Splotches owned the world. Nothing was beyond her little kitty reach. If she liked the way your dinner smelled, she would invite herself in. If she wanted to nap in the middle of the street, no moving vehicle would stop her. They would stop for her. Neither her heart murmur nor the loss of her claws on her front feet slowed her hunting of everything from voles to blue jays. She got dirty like a dog, and she let my brother hold her in his arms while he slept. Which he did almost every night.
It was because of this nighttime ritual that the rest of the family clued in that something might be wrong. Splotches may have kept her own hours, but she came home often. When she wasn't home for the second night in a row, Colin began to insist she was lost. We had to find her. We searched the woods near our cottage for an entire day with no luck. My brother and I carefully treaded that fine childish line between hope and loss.
And then, under our favorite huge and bending tree by the stream, we paused and we looked up.
There she was.
A shock of white high above us, rocketing us out of the trees screaming towards our parents. We danced and yelled until our father found a way to get to her. He hammered found pieces of wood into the tree until he could reach her, leaving a ladder in his wake.

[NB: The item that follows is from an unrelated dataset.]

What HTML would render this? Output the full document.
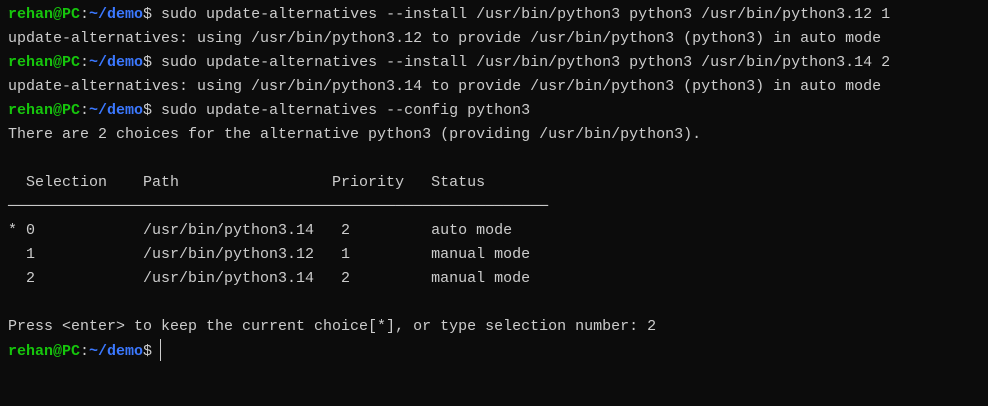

When our farther reached her, he declared down to us that she had climbed thirty feet into the tree. She wasn't skittish or difficult on the way down. She calmly allowed dad to carry her down to my brother.
Perhaps I should mention that it's a little difficult to climb down a tree on a homemade ladder single handed while carrying a thirty pound cat, no matter how well mannered she is. Regardless, we were overjoyed to have her back, and for the rest of her life our father looked at her with a certain amount of respect.